Sesudah belajar di kelas atau bergosip, ada pula rombongan santri ke warung di pasar tradisional. Pasar terletak di depan Pesantren IMMIM. Santri melewati jalan setapak sekitar 20 meter untuk masuk ke area pasar yang berada di belakang Bharata. Ada tiga warung yang masih buka, termasuk milik Tante Om, makhluk pelangi.
Santri yang ke pasar rata-rata anak Aliyah. Ada juga santri Tsanawiyah yang berstatus bandel. Di warung, santri menikmati minuman soda atau limun. Harga per botol Rp 150. Tersedia pula sarabba yang dibanderol Rp 100. Sedangkan aneka kue yang mulai basi berharga Rp 25. Minuman lain yang terhidang yaitu kopi susu. Saya tidak tahu berapa harga kopi susu. Ini luput saya catat di buku harian.
Setelah mengaso di warung sekitar 30 menit atau satu jam, santri pun pulang. Santri yang tiba di kamar, ada yang langsung tidur. Ada pula main kartu.
Permainan kartu yang sering dilakukan di kamar II asrama Diponegoro yakni "jenderal". Permainan ini mirip domino, kartu besar memakan kartu kecil. Jangan kaget, kamar II senantiasa riuh di tengah malam. Bahkan, santri badung dari kamar lain ikut nimbrung. Ada empat grup yang main secara bersamaan.

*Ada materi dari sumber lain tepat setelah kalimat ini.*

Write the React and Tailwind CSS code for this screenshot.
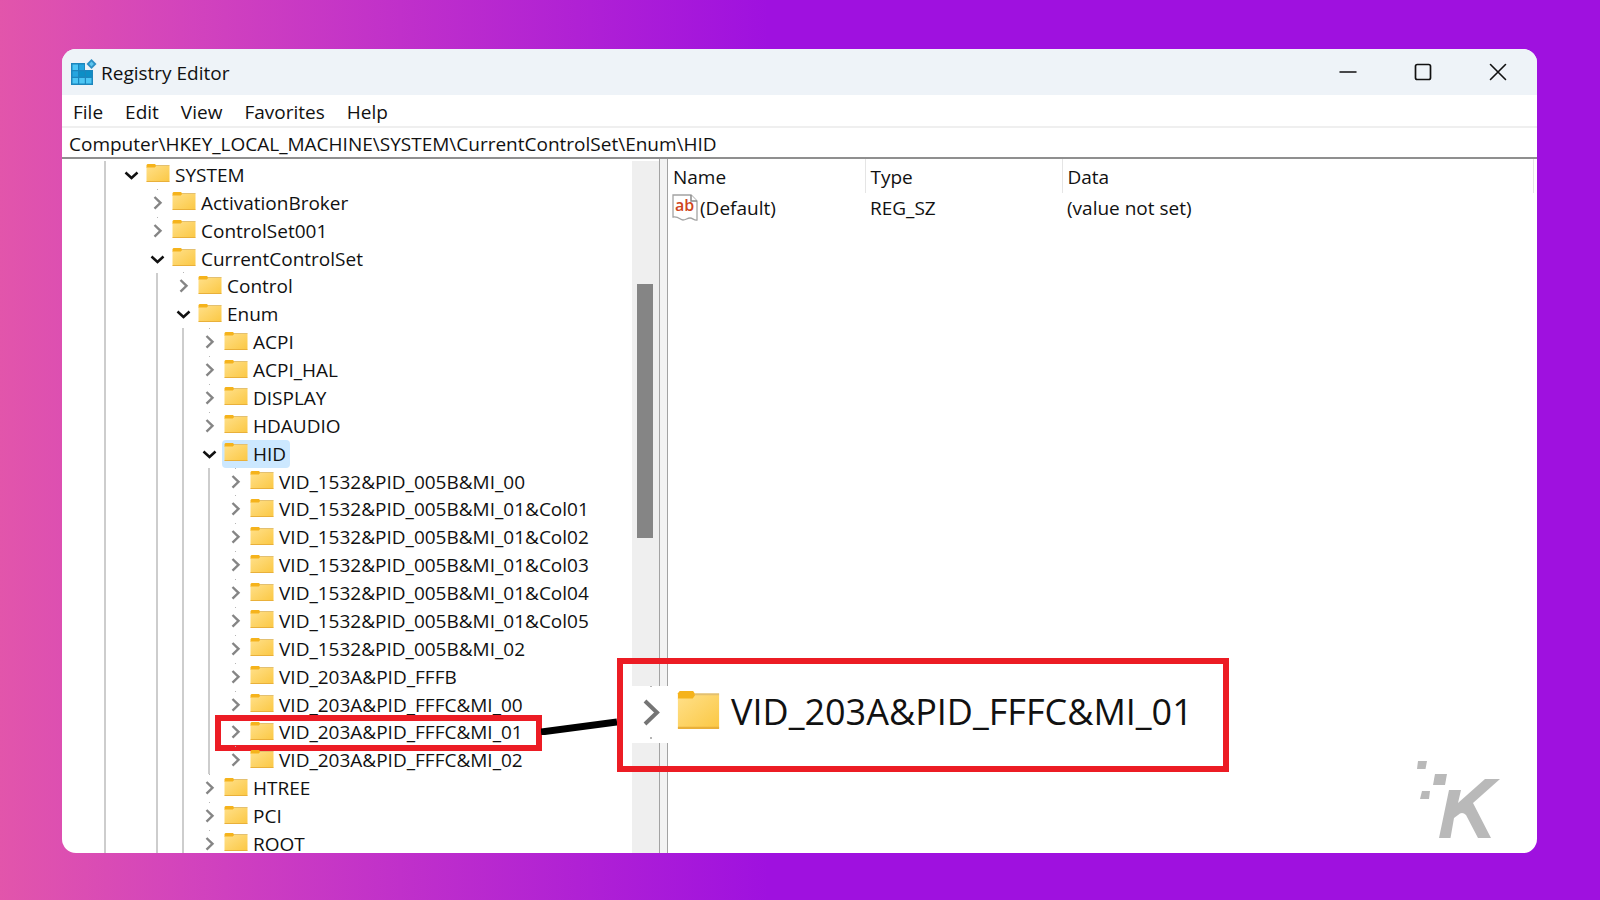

Tiap grup terdiri empat orang.
Saya sempat berseloroh bahwa kamar II rayon Diponegoro adalah kasino terbesar di Pesantren IMMIM. Kami pernah main jenderal dari pukul 22.00 sampai pukul 04.00. Letih sekaligus lemas membuatku tidur di kolong ranjang Taufik, pembina kamar. Berharap tidak dibangunkan untuk ke masjid oleh piket malam maupun anggota qismul amni (seksi keamanan). Piket tidak berani membangunkan kelas V dan VI. Malang nian nasibku, Akmal Hasan yang ketua rayon mengendus tempat persembunyianku. Sudah enak tidur pakai kolor. Tak dinyana Jaka Sembung datang bawa golok.
Kami senang main jenderal karena taruhannya berupa hukuman. Terkadang yang kalah harus rela karena di kepalanya ditaruh bantal. Ada pula hukuman berupa menjentik jari. Hukuman paling ringan yakni kocok kartu.
Pada Selasa, 4 Januari 1983, saya kewalahan main jenderal. Pukul 00.00, saya tidur karena capek mengocok kartu. Saya kalah terus. Akibatnya, tanganku pegal. Begitulah kehidupan primitif santri yang belum mengenal gadget.